I have some cheap computer speakers with a headphone jack. The speakers themselves sound fine, but I always hear an annoying background static when using my headphones. Strangely, when I turn the volume on the speaker itself all the way down, I can actually hear a very faint radio station on my headphones! The speakers came with my Sony Vaio computer, and plug directly into the AC (there is no power converter like most other speakers I’ve seen).

My question: why am I picking up radio stations when the volume is turned down completely? and can I get rid of the static, which I hear at all volume levels?

I’m assuming your computer speakers have an amplifier inside them, otherwise the noise is coming from your sound card. Amplified speakers will take small signals and amplify them (that’s why they call the amplifier the amplifier… duh) which means that it only takes a small signal to get into the sound path and it will be amplified into a big signal.

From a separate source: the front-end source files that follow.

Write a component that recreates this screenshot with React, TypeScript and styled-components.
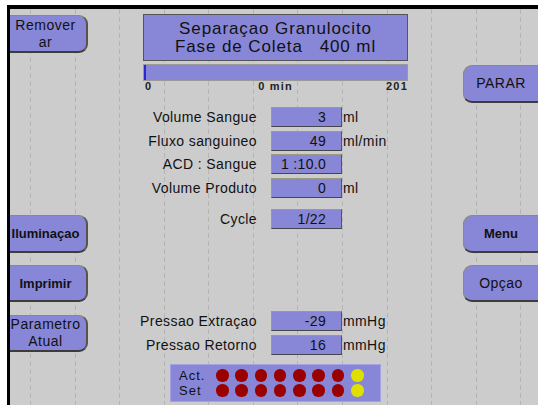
import React from "react";
import styled, { createGlobalStyle } from "styled-components";

const BLUE = "#8886d6";
const GRAY = "#cccccc";

const Global = createGlobalStyle`
  html, body { margin: 0; padding: 0; overflow: hidden; background: #fff; }
  * { box-sizing: border-box; }
  body { font-family: "Liberation Sans", Arial, sans-serif; color: #111; }
`;

const Page = styled.div`
  width: 100vw;
  height: 100vh;
  padding: 5px 0 0 7px;
  background: #fff;
`;

const Screen = styled.div`
  height: 100%;
  border-top: 4px solid #000;
  border-left: 3px solid #000;
  overflow: hidden;
  display: grid;
  grid-template-columns: 78px 375px 1fr;
  background:
    repeating-linear-gradient(to bottom, transparent 0 5px, ${GRAY} 5px 8px),
    repeating-linear-gradient(to right, transparent 0 20px, #b5b5b5 20px 21px, transparent 21px 44.57px),
    ${GRAY};
`;

const Column = styled.div<{ $side: "left" | "right" }>`
  display: flex;
  flex-direction: column;
  align-items: ${(p) => (p.$side === "left" ? "flex-start" : "stretch")};
`;

const SideButton = styled.button<{ $side: "left" | "right"; $mt: number; $h: number; $bold?: boolean }>`
  margin-top: ${(p) => p.$mt}px;
  height: ${(p) => p.$h}px;
  width: ${(p) => (p.$side === "left" ? "calc(100% + 6px)" : "100%")};
  margin-left: ${(p) => (p.$side === "left" ? "-6px" : "0")};
  background: ${BLUE};
  border: 1px solid #8c8a70;
  border-bottom: 2px solid #3c3c3c;
  ${(p) => (p.$side === "left" ? "border-right: 2px solid #55554a;" : "border-right: none;")}
  border-radius: ${(p) => (p.$side === "left" ? "0 9px 9px 0" : "9px 0 0 9px")};
  padding: 0;
  display: flex;
  flex-direction: column;
  align-items: center;
  justify-content: center;
  font-family: "Liberation Sans", Arial, sans-serif;
  font-size: ${(p) => (p.$bold ? 13 : 14)}px;
  font-weight: ${(p) => (p.$bold ? 700 : 400)};
  letter-spacing: ${(p) => (p.$bold ? "0" : "0.5px")};
  line-height: 17px;
  color: #111;
`;

const Center = styled.div`
  display: flex;
  flex-direction: column;
  align-items: center;
`;

const TitleBox = styled.div`
  margin-top: 5px;
  width: 265px;
  height: 47px;
  background: ${BLUE};
  border: 1px solid #555;
  display: flex;
  flex-direction: column;
  align-items: center;
  justify-content: center;
  font-size: 17px;
  letter-spacing: 0.9px;
  line-height: 18px;
  white-space: pre;
  color: #111;
`;

const Progress = styled.div`
  margin-top: 3px;
  width: 265px;
  height: 17px;
  background: ${BLUE};
  border: 1px solid #999;
  display: flex;
`;

const ProgressFill = styled.div`
  height: 100%;
  background: #2a28d0;
`;

const Scale = styled.div`
  width: 265px;
  height: 11px;
  display: grid;
  grid-template-columns: 1fr auto 1fr;
  font-size: 11px;
  font-weight: 700;
  letter-spacing: 1.2px;
  line-height: 11px;
  color: #222;
`;

const ScaleMark = styled.span<{ $align: "start" | "center" | "end" }>`
  justify-self: ${(p) => p.$align};
  padding-left: ${(p) => (p.$align === "start" ? "2px" : "0")};
`;

const FieldGroup = styled.div<{ $mt: number; $gap: number }>`
  align-self: stretch;
  margin-left: 32px;
  margin-top: ${(p) => p.$mt}px;
  display: grid;
  grid-template-columns: 151px 71px auto;
  grid-auto-rows: 20px;
  row-gap: ${(p) => p.$gap}px;
  align-items: center;
`;

const Label = styled.span`
  text-align: right;
  padding-right: 14px;
  font-size: 14px;
  letter-spacing: 0.4px;
  color: #111;
  white-space: nowrap;
`;

const ValueBox = styled.span`
  height: 20px;
  background: ${BLUE};
  border: 1px solid #9c9a80;
  border-bottom-color: #45454f;
  border-right-color: #55555f;
  text-align: right;
  padding-right: 15px;
  font-size: 14px;
  letter-spacing: 0.3px;
  line-height: 18px;
  color: #111;
  white-space: pre;
`;

const Unit = styled.span`
  padding-left: 1px;
  font-size: 14px;
  letter-spacing: 0.4px;
  color: #111;
`;

const LedPanel = styled.div`
  align-self: flex-start;
  margin-left: 82px;
  margin-top: 9px;
  width: 211px;
  height: 38px;
  background: ${BLUE};
  border: 1px solid #a4a2e2;
  display: flex;
  align-items: center;
  padding-left: 8px;
`;

const LedLabels = styled.div`
  width: 37px;
  display: flex;
  flex-direction: column;
  font-size: 13px;
  letter-spacing: 1px;
  line-height: 15px;
  color: #111;
`;

const LedGrid = styled.div`
  display: grid;
  grid-template-columns: repeat(8, 12.5px);
  grid-template-rows: 12.5px 12.5px;
  column-gap: 6.8px;
  row-gap: 2.5px;
`;

const Led = styled.span<{ $on: "red" | "yellow" }>`
  width: 12.5px;
  height: 12.5px;
  border-radius: 50%;
  background: ${(p) => (p.$on === "red" ? "#9a0000" : "#e0e000")};
`;

type Field = { label: string; value: string; unit?: string };

const mainFields: Field[] = [
  { label: "Volume Sangue", value: "3", unit: "ml" },
  { label: "Fluxo sanguineo", value: "49", unit: "ml/min" },
  { label: "ACD : Sangue", value: "1 :10.0" },
  { label: "Volume Produto", value: "0", unit: "ml" },
];

const pressureFields: Field[] = [
  { label: "Pressao Extraçao", value: "-29", unit: "mmHg" },
  { label: "Pressao Retorno", value: "16", unit: "mmHg" },
];

const renderFields = (fields: Field[]) =>
  fields.map((f) => (
    <React.Fragment key={f.label}>
      <Label>{f.label}</Label>
      <ValueBox>{f.value}</ValueBox>
      <Unit>{f.unit ?? ""}</Unit>
    </React.Fragment>
  ));

const leds: ("red" | "yellow")[] = ["red", "red", "red", "red", "red", "red", "red", "yellow"];

export default function App() {
  return (
    <>
      <Global />
      <Page>
        <Screen>
          <Column $side="left">
            <SideButton $side="left" $mt={6} $h={38}>
              <span>Remover</span>
              <span>ar</span>
            </SideButton>
            <SideButton $side="left" $mt={162} $h={38} $bold>
              Iluminaçao
            </SideButton>
            <SideButton $side="left" $mt={12} $h={37} $bold>
              Imprimir
            </SideButton>
            <SideButton $side="left" $mt={13} $h={37}>
              <span>Parametro</span>
              <span>Atual</span>
            </SideButton>
          </Column>

          <Center>
            <TitleBox>
              <span>Separaçao Granulocito</span>
              <span>{"Fase de Coleta   400 ml"}</span>
            </TitleBox>
            <Progress>
              <ProgressFill style={{ width: `${Math.max(2, (0 / 201) * 263)}px` }} />
            </Progress>
            <Scale>
              <ScaleMark $align="start">0</ScaleMark>
              <ScaleMark $align="center">0 min</ScaleMark>
              <ScaleMark $align="end">201</ScaleMark>
            </Scale>

            <FieldGroup $mt={15} $gap={3.7}>
              {renderFields(mainFields)}
            </FieldGroup>

            <FieldGroup $mt={11} $gap={0}>
              {renderFields([{ label: "Cycle", value: "1/22" }])}
            </FieldGroup>

            <FieldGroup $mt={82} $gap={4}>
              {renderFields(pressureFields)}
            </FieldGroup>

            <LedPanel>
              <LedLabels>
                <span>Act.</span>
                <span>Set</span>
              </LedLabels>
              <LedGrid>
                {leds.map((c, i) => (
                  <Led key={`a${i}`} $on={c} />
                ))}
                {leds.map((c, i) => (
                  <Led key={`s${i}`} $on={c} />
                ))}
              </LedGrid>
            </LedPanel>
          </Center>

          <Column $side="right">
            <SideButton $side="right" $mt={56} $h={38}>
              PARAR
            </SideButton>
            <SideButton $side="right" $mt={112} $h={38} $bold>
              Menu
            </SideButton>
            <SideButton $side="right" $mt={12} $h={37}>
              Opçao
            </SideButton>
          </Column>
        </Screen>
      </Page>
    </>
  );
}
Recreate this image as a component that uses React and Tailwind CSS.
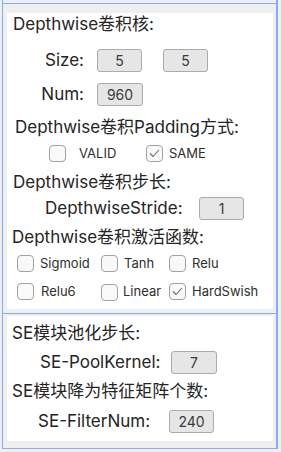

It’s very easy to “accidentally” make an AM radio receiver. All you really need is something that conducts better in one direction than the other, like a diode, and something to filter it, like a capacitor. Coincidentally, all you need to make an AC to DC power supply (like the wall wart that powers your speakers) is a transformer, a diode, and a capacitor. So, either the wall wart or part of the amplifier circuitry itself is acting as an AM radio receiver and coupling a small amount of noise into your audio path, and from there the amplifier is making it loud enough for you to hear it.

You can try moving around the speakers and cables, but there’s not much else you can do without adding some filtering circuits to the amplifier in your speakers, which is not something that a typical home computer user can do. If you are handy with a soldering iron, try soldering a couple of small disk capacitors between the + and - where the power supply goes into the speakers.